ERIC Number: ED282009
Record Type: RIE
Publication Date: 1987-May
Reference Count: 0
Are Credit Card Rates Too High? At Home with Consumers. Volume 8, Number 1.
At Home with Consumers, v8 n1 May 1987
The four articles in this journal issue examine the pros and cons of the proposition that credit card rates are too high. In "How Congress and Consumers Will Crack the Credit Card Market," Congressman Charles E. Schumer argues that banks can get away with their excessive rates because of consumer misinformation and the unfair competitive edge held by the larger banks that set the tone for the high rates. He therefore recommends the passage of legislation that would require credit card companies to make a full disclosure of their charges before the consumer obtains a card (rather than after as is currently allowed). In "Bank Credit Cards: An Important Financial Option," Jerry D. Craft makes the case that bank card rates are service rates rather than interest rates and that credit cards have high administrative costs, are affected by fraud, and are actually one of the most competitive products in the United States. Elgie Holstein, in an article entitled "Bank Credit Cards: Defying Economic Gravity," contends that although bank credit cards are the single most profitable area of banking today, credit card price controls would hurt consumers. Holstein suggests a "floating" ceiling on credit card interest rates as a compromise. In "Retail Credit Card Rates: Reality vs. Rhetoric," Tracy Mullin distinguishes between retail and bank credit card plans, argues that revenues from retail credit cards are reasonable, and reaffirms Holstein's view that interest rate caps would not help consumers. (MN)

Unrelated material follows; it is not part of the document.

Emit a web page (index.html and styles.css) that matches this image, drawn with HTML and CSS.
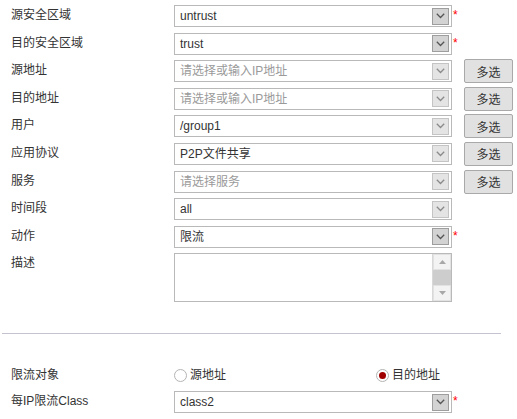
FILE: index.html
```html
<!DOCTYPE html>
<html lang="zh-CN">
<head>
<meta charset="utf-8">
<title>策略</title>
<link rel="stylesheet" href="styles.css">
</head>
<body>
<div class="form">
  <div class="row">
    <div class="lbl">源安全区域</div>
    <div class="select"><span class="val">untrust</span><span class="arrow dark"><svg width="9" height="6" viewBox="0 0 9 6"><polyline points="0.8,0.8 4.5,4.5 8.2,0.8" /></svg></span></div>
    <span class="req">*</span>
  </div>
  <div class="row">
    <div class="lbl">目的安全区域</div>
    <div class="select"><span class="val">trust</span><span class="arrow dark"><svg width="9" height="6" viewBox="0 0 9 6"><polyline points="0.8,0.8 4.5,4.5 8.2,0.8" /></svg></span></div>
    <span class="req">*</span>
  </div>
  <div class="row">
    <div class="lbl">源地址</div>
    <div class="select"><span class="val ph">请选择或输入IP地址</span><span class="arrow"><svg width="9" height="6" viewBox="0 0 9 6"><polyline points="0.8,0.8 4.5,4.5 8.2,0.8" /></svg></span></div>
    <span class="gap"></span>
    <button class="btn">多选</button>
  </div>
  <div class="row">
    <div class="lbl">目的地址</div>
    <div class="select"><span class="val ph">请选择或输入IP地址</span><span class="arrow"><svg width="9" height="6" viewBox="0 0 9 6"><polyline points="0.8,0.8 4.5,4.5 8.2,0.8" /></svg></span></div>
    <span class="gap"></span>
    <button class="btn">多选</button>
  </div>
  <div class="row">
    <div class="lbl">用户</div>
    <div class="select"><span class="val">/group1</span><span class="arrow"><svg width="9" height="6" viewBox="0 0 9 6"><polyline points="0.8,0.8 4.5,4.5 8.2,0.8" /></svg></span></div>
    <span class="gap"></span>
    <button class="btn">多选</button>
  </div>
  <div class="row">
    <div class="lbl">应用协议</div>
    <div class="select"><span class="val">P2P文件共享</span><span class="arrow"><svg width="9" height="6" viewBox="0 0 9 6"><polyline points="0.8,0.8 4.5,4.5 8.2,0.8" /></svg></span></div>
    <span class="gap"></span>
    <button class="btn">多选</button>
  </div>
  <div class="row">
    <div class="lbl">服务</div>
    <div class="select"><span class="val ph">请选择服务</span><span class="arrow"><svg width="9" height="6" viewBox="0 0 9 6"><polyline points="0.8,0.8 4.5,4.5 8.2,0.8" /></svg></span></div>
    <span class="gap"></span>
    <button class="btn">多选</button>
  </div>
  <div class="row">
    <div class="lbl">时间段</div>
    <div class="select"><span class="val">all</span><span class="arrow"><svg width="9" height="6" viewBox="0 0 9 6"><polyline points="0.8,0.8 4.5,4.5 8.2,0.8" /></svg></span></div>
  </div>
  <div class="row">
    <div class="lbl">动作</div>
    <div class="select"><span class="val">限流</span><span class="arrow dark"><svg width="9" height="6" viewBox="0 0 9 6"><polyline points="0.8,0.8 4.5,4.5 8.2,0.8" /></svg></span></div>
    <span class="req">*</span>
  </div>
  <div class="row row-tall">
    <div class="lbl">描述</div>
    <div class="textarea">
      <div class="ta-body"></div>
      <div class="scroll">
        <span class="sb-btn"><svg width="7" height="4" viewBox="0 0 7 4"><polygon points="0,4 3.5,0 7,4" /></svg></span>
        <span class="sb-thumb"></span>
        <span class="sb-btn"><svg width="7" height="4" viewBox="0 0 7 4"><polygon points="0,0 3.5,4 7,0" /></svg></span>
      </div>
    </div>
  </div>
</div>

<div class="divider"></div>

<div class="form form-bottom">
  <div class="row row-radio">
    <div class="lbl">限流对象</div>
    <div class="radios">
      <label class="radio"><span class="circle"></span>源地址</label>
      <label class="radio"><span class="circle on"></span>目的地址</label>
    </div>
  </div>
  <div class="row">
    <div class="lbl">每IP限流Class</div>
    <div class="select"><span class="val">class2</span><span class="arrow dark"><svg width="9" height="6" viewBox="0 0 9 6"><polyline points="0.8,0.8 4.5,4.5 8.2,0.8" /></svg></span></div>
    <span class="req">*</span>
  </div>
</div>
</body>
</html>
```
FILE: styles.css
```css
html, body {
  margin: 0;
  padding: 0;
  background: #ffffff;
}

body {
  font-family: "Liberation Sans", "Noto Sans CJK SC", sans-serif;
  font-size: 12px;
  color: #333333;
  width: 517px;
  height: 419px;
  overflow: hidden;
}

.form {
  padding-top: 5px;
}

.row {
  display: grid;
  grid-template-columns: 174px 278px 12px 49px;
  height: 27.6px;
  align-items: start;
}

.row-tall {
  height: 49px;
}

.lbl {
  padding-left: 11px;
  line-height: 20px;
  color: #333333;
  white-space: nowrap;
}

.select {
  height: 22px;
  box-sizing: border-box;
  border: 1px solid #b9b9b9;
  background: #ffffff;
  display: flex;
  align-items: center;
}

.val {
  flex: 1;
  padding-left: 5px;
  line-height: 20px;
  color: #333333;
  white-space: nowrap;
  overflow: hidden;
}

.val.ph {
  color: #9a9a9a;
}

.arrow {
  width: 17px;
  height: 17px;
  box-sizing: border-box;
  margin-right: 2px;
  border: 1px solid #c4c4c4;
  background: #e4e4e4;
  display: flex;
  align-items: center;
  justify-content: center;
}

.arrow svg polyline {
  fill: none;
  stroke: #8a8a8a;
  stroke-width: 1.3;
}

.arrow.dark {
  border-color: #9e9e9e;
  background: #d3d3d3;
}

.arrow.dark svg polyline {
  stroke: #555555;
}

.req {
  color: #ff0000;
  font-size: 12px;
  line-height: 14px;
  padding-left: 1px;
  padding-top: 3px;
}

.btn {
  height: 24px;
  margin-top: -1px;
  padding: 0;
  border: 1px solid #a9a9a9;
  border-radius: 2px;
  background: #e1e1e1;
  font-family: "Liberation Sans", "Noto Sans CJK SC", sans-serif;
  font-size: 12px;
  color: #333333;
}

.textarea {
  height: 49px;
  box-sizing: border-box;
  border: 1px solid #b9b9b9;
  display: flex;
  background: #ffffff;
}

.ta-body {
  flex: 1;
}

.scroll {
  width: 18px;
  display: flex;
  flex-direction: column;
  background: #cfcfcf;
  border-left: 1px solid #d8d8d8;
}

.sb-btn {
  height: 16px;
  box-sizing: border-box;
  border: 1px solid #e2e2e2;
  background: #f3f3f3;
  display: flex;
  align-items: center;
  justify-content: center;
}

.sb-btn svg polygon {
  fill: #a8a8a8;
}

.sb-thumb {
  flex: 1;
  background: #cdcdcd;
}

.divider {
  margin: 31px 16px 0 2px;
  height: 1px;
  background: #c4c4d0;
}

.form-bottom {
  padding-top: 31px;
}

.row-radio {
  height: 26px;
}

.radios {
  display: flex;
  justify-content: space-between;
  width: 266px;
  padding-top: 3px;
}

.radio {
  display: flex;
  align-items: center;
  gap: 3px;
  color: #333333;
  line-height: 14px;
}

.circle {
  width: 13px;
  height: 13px;
  box-sizing: border-box;
  border: 1px solid #b4b4b4;
  border-radius: 50%;
  background: #ffffff;
  display: flex;
  align-items: center;
  justify-content: center;
}

.circle.on::after {
  content: "";
  width: 7px;
  height: 7px;
  border-radius: 50%;
  background: #a00000;
}
```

Descriptors: Adult Education, Consumer Education, Credit Cards, Credit (Finance), Economics, Interest (Finance), Loan Repayment
Direct Selling Education Foundation, 1776 K Street, NW, Washington, DC 20006.
Publication Type: Opinion Papers; Collected Works - Serials
Education Level: N/A
Audience: Teachers; Practitioners
Authoring Institution: Direct Selling Education Foundation, Washington, DC.